Monday 21 December 2009

AVATAR - THAT OPENING WEEKEND


Spending £300 million to make a motion picture given the state of the world at the moment may seem obscene and perhaps, in many ways it is, but early reports of James Cameron's Avatar is that it will change the face of cinema. So maybe the mega bucks were well spent.

However given its massive cost there is much debate over how successful its opening weekend stateside actually was.
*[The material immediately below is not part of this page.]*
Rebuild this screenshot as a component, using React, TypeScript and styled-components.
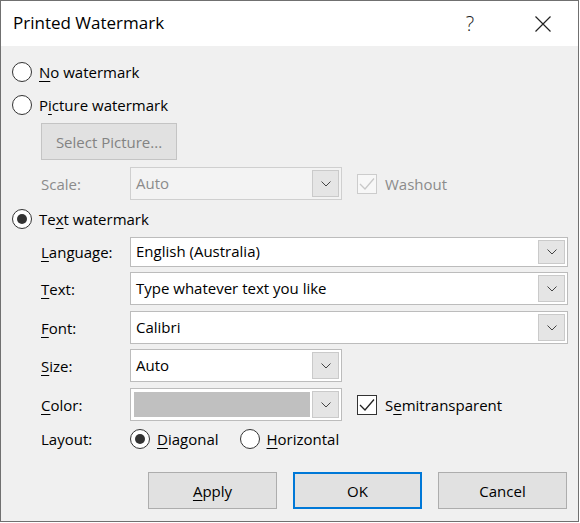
import React from 'react';
import styled, { createGlobalStyle } from 'styled-components';

const GlobalStyle = createGlobalStyle`
  html, body {
    margin: 0;
    padding: 0;
    background: #ffffff;
  }
  body {
    font-family: 'Segoe UI', 'Open Sans', 'Noto Sans', sans-serif;
    font-size: 15px;
    color: #000000;
  }
`;

const Window = styled.div`
  width: 579px;
  height: 522px;
  box-sizing: border-box;
  border: 1px solid #707070;
  display: flex;
  flex-direction: column;
  background: #f0f0f0;
`;

const TitleBar = styled.div`
  height: 45px;
  flex: none;
  display: flex;
  align-items: center;
  background: #ffffff;
  padding-left: 12px;
`;

const Title = styled.div`
  flex: 1;
  font-size: 17px;
  margin-top: -2px;
`;

const TitleButton = styled.div<{ $w: number }>`
  width: ${(p) => p.$w}px;
  height: 45px;
  display: flex;
  align-items: center;
  justify-content: center;
  color: #222;
  font-size: 20px;
  font-weight: 300;
`;

const Body = styled.div`
  flex: 1;
  display: flex;
  flex-direction: column;
  padding: 0 10px 12px 11px;
`;

const Row = styled.div<{ $top: number; $h: number; $indent?: number }>`
  display: flex;
  align-items: center;
  margin-top: ${(p) => p.$top}px;
  margin-left: ${(p) => p.$indent ?? 0}px;
  height: ${(p) => p.$h}px;
  flex: none;
`;

const RadioLabel = styled.label`
  display: flex;
  align-items: center;
  gap: 7px;
  margin-right: 21px;
  line-height: 20px;
`;

const RadioCircle = styled.span<{ $checked?: boolean }>`
  width: 20px;
  height: 20px;
  box-sizing: border-box;
  border-radius: 50%;
  border: 1px solid #333333;
  background: #ffffff;
  display: flex;
  align-items: center;
  justify-content: center;
  flex: none;
  &::after {
    content: '';
    display: ${(p) => (p.$checked ? 'block' : 'none')};
    width: 10px;
    height: 10px;
    border-radius: 50%;
    background: #333333;
  }
`;

const Key = styled.span`
  text-decoration: underline;
  text-underline-offset: 3px;
`;

const FieldLabel = styled.span<{ $disabled?: boolean }>`
  width: 89px;
  flex: none;
  color: ${(p) => (p.$disabled ? '#8b8b8b' : '#000')};
`;

const Button = styled.div<{ $w: number; $default?: boolean; $disabled?: boolean }>`
  width: ${(p) => p.$w}px;
  height: 37px;
  box-sizing: border-box;
  display: flex;
  align-items: center;
  justify-content: center;
  background: #e1e1e1;
  border: ${(p) =>
    p.$default ? '2px solid #0078d7' : p.$disabled ? '1px solid #c4c4c4' : '1px solid #adadad'};
  color: ${(p) => (p.$disabled ? '#838383' : '#000')};
  flex: none;
`;

const ButtonBar = styled.div`
  display: flex;
  justify-content: flex-end;
  gap: 16px;
  margin-top: 22px;
  padding-right: 1px;
`;

const ComboBox = styled.div<{ $w: number; $h: number; $disabled?: boolean }>`
  width: ${(p) => p.$w}px;
  height: ${(p) => p.$h}px;
  box-sizing: border-box;
  border: 1px solid ${(p) => (p.$disabled ? '#cfcfcf' : '#bcbcbc')};
  background: ${(p) => (p.$disabled ? '#f3f3f3' : '#ffffff')};
  display: flex;
  align-items: stretch;
  padding: 2px;
  flex: none;
`;

const ComboValue = styled.div<{ $disabled?: boolean }>`
  flex: 1;
  display: flex;
  align-items: center;
  padding-left: 3px;
  color: ${(p) => (p.$disabled ? '#8b8b8b' : '#000')};
  margin-top: -2px;
`;

const Swatch = styled.div`
  flex: 1;
  margin: 1px 2px 1px 1px;
  background: #c0c0c0;
`;

const DropButton = styled.div`
  width: 27px;
  flex: none;
  box-sizing: border-box;
  background: #e5e5e5;
  border: 1px solid #cacaca;
  display: flex;
  align-items: center;
  justify-content: center;
`;

const Check = styled.span<{ $disabled?: boolean }>`
  width: 20px;
  height: 20px;
  box-sizing: border-box;
  border: 1px solid ${(p) => (p.$disabled ? '#cccccc' : '#333333')};
  background: ${(p) => (p.$disabled ? '#f7f7f7' : '#ffffff')};
  display: flex;
  align-items: center;
  justify-content: center;
  flex: none;
`;

const CheckLabel = styled.label<{ $disabled?: boolean }>`
  display: flex;
  align-items: center;
  gap: 8px;
  margin-left: 15px;
  color: ${(p) => (p.$disabled ? '#8b8b8b' : '#000')};
`;

const Chevron = () => (
  <svg width="10" height="6" viewBox="0 0 10 6">
    <polyline points="0.5,0.5 5,5 9.5,0.5" fill="none" stroke="#444" strokeWidth="1" />
  </svg>
);

const Tick = ({ color }: { color: string }) => (
  <svg width="16" height="14" viewBox="0 0 16 14">
    <polyline points="1,7 6,12 15,1.5" fill="none" stroke={color} strokeWidth="1.3" />
  </svg>
);

const Combo: React.FC<{
  w: number;
  h: number;
  disabled?: boolean;
  swatch?: boolean;
  children?: React.ReactNode;
}> = ({ w, h, disabled, swatch, children }) => (
  <ComboBox $w={w} $h={h} $disabled={disabled}>
    {swatch ? <Swatch /> : <ComboValue $disabled={disabled}>{children}</ComboValue>}
    <DropButton>
      <Chevron />
    </DropButton>
  </ComboBox>
);

const Radio: React.FC<{ checked?: boolean; children: React.ReactNode }> = ({
  checked,
  children,
}) => (
  <RadioLabel>
    <RadioCircle $checked={checked} />
    <span>{children}</span>
  </RadioLabel>
);

export default function App() {
  return (
    <>
      <GlobalStyle />
      <Window>
        <TitleBar>
          <Title>Printed Watermark</Title>
          <TitleButton $w={100}>?</TitleButton>
          <TitleButton $w={46}>
            <svg width="16" height="16" viewBox="0 0 16 16">
              <path d="M0.5 0.5 L15.5 15.5 M15.5 0.5 L0.5 15.5" stroke="#222" strokeWidth="1.2" />
            </svg>
          </TitleButton>
          <TitleButton $w={12} />
        </TitleBar>
        <Body>
          <Row $top={15} $h={22}>
            <Radio>
              <Key>N</Key>o watermark
            </Radio>
          </Row>
          <Row $top={11} $h={22}>
            <Radio>
              P<Key>i</Key>cture watermark
            </Radio>
          </Row>
          <Row $top={7} $h={37} $indent={29}>
            <Button $w={136} $disabled>
              Select Picture...
            </Button>
          </Row>
          <Row $top={7} $h={33} $indent={29}>
            <FieldLabel $disabled>Scale:</FieldLabel>
            <Combo w={212} h={33} disabled>
              Auto
            </Combo>
            <CheckLabel $disabled>
              <Check $disabled>
                <Tick color="#c8c8c8" />
              </Check>
              Washout
            </CheckLabel>
          </Row>
          <Row $top={8} $h={22}>
            <Radio checked>
              Te<Key>x</Key>t watermark
            </Radio>
          </Row>
          <Row $top={7} $h={30} $indent={29}>
            <FieldLabel>
              <Key>L</Key>anguage:
            </FieldLabel>
            <Combo w={438} h={30}>
              English (Australia)
            </Combo>
          </Row>
          <Row $top={5} $h={33} $indent={29}>
            <FieldLabel>
              <Key>T</Key>ext:
            </FieldLabel>
            <Combo w={438} h={33}>
              Type whatever text you like
            </Combo>
          </Row>
          <Row $top={6} $h={33} $indent={29}>
            <FieldLabel>
              <Key>F</Key>ont:
            </FieldLabel>
            <Combo w={438} h={33}>
              Calibri
            </Combo>
          </Row>
          <Row $top={5} $h={33} $indent={29}>
            <FieldLabel>
              <Key>S</Key>ize:
            </FieldLabel>
            <Combo w={212} h={33}>
              Auto
            </Combo>
          </Row>
          <Row $top={6} $h={33} $indent={29}>
            <FieldLabel>
              <Key>C</Key>olor:
            </FieldLabel>
            <Combo w={212} h={33} swatch />
            <CheckLabel>
              <Check>
                <Tick color="#222" />
              </Check>
              <span>
                S<Key>e</Key>mitransparent
              </span>
            </CheckLabel>
          </Row>
          <Row $top={7} $h={22} $indent={29}>
            <FieldLabel>Layout:</FieldLabel>
            <Radio checked>
              <Key>D</Key>iagonal
            </Radio>
            <Radio>
              <Key>H</Key>orizontal
            </Radio>
          </Row>
          <ButtonBar>
            <Button $w={129}>
              <span>
                <Key>A</Key>pply
              </span>
            </Button>
            <Button $w={129} $default>
              OK
            </Button>
            <Button $w={129}>Cancel</Button>
          </ButtonBar>
        </Body>
      </Window>
    </>
  );
}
This from WEEKEND BOX OFFICE REVIEW - The much anticipated and debated (amongst film nerds at least) Avatar debuted this weekend with $73 million. That's the second-biggest December opening in history, behind the $77 million debut of Will Smith's I Am Legend. In Avatar's defense, I Am Legend was an hour shorter, had a great tag-line that doubled as an easy-to-understand plot synopsis ("The last man on earth is not alone."), and had the added buzz of the debuting trailers for The Dark Knight. While Warner Bros. held its non-IMAX Dark Knight trailer off the internet until Sunday night, Paramount did Fox no similar favors, releasing its Iron Man 2 teaser online two days before Avatar's opening day. It's also worth noting that Avatar actually opened on fewer screens than many of the top December openings. On the other hand, Avatar debuted in countless 3D and mini-IMAX screens, which increased the general ticket prices to more than overcome the running-time and screen-count disadvantage. But Avatar did break one very notable record. It is the biggest debut in history for a completely unaffiliated original movie. By that, I mean it was not a sequel, not a franchise adaptation, not a literary adaptation, and not a star-vehicle. It's also racked up $159 million overseas, for a global total of $232 million.

2 comments:

Bea said...

I know I'm going to go see it. sigh....it just pissed me off to see it advertised in regular tv shows. I protested by not going to see it opening weekend. Silly, I know.......a drop in the bucket. It's just sometimes I get tired of being herded like sheep. :)Bea

Gary Dobbs/Jack Martin said...

It's not my type of film but I thought I should report on it since it seems such a big deal at the moment. And a lot of the magazines I read say this is the way the future of cinema will go. Me I prefer the old tightly plotted stories of the Golden Age. Mark Kermode said on Radio 5's film show, that Avatar was too long and dragged in the middle but some of the visuals were - WOW!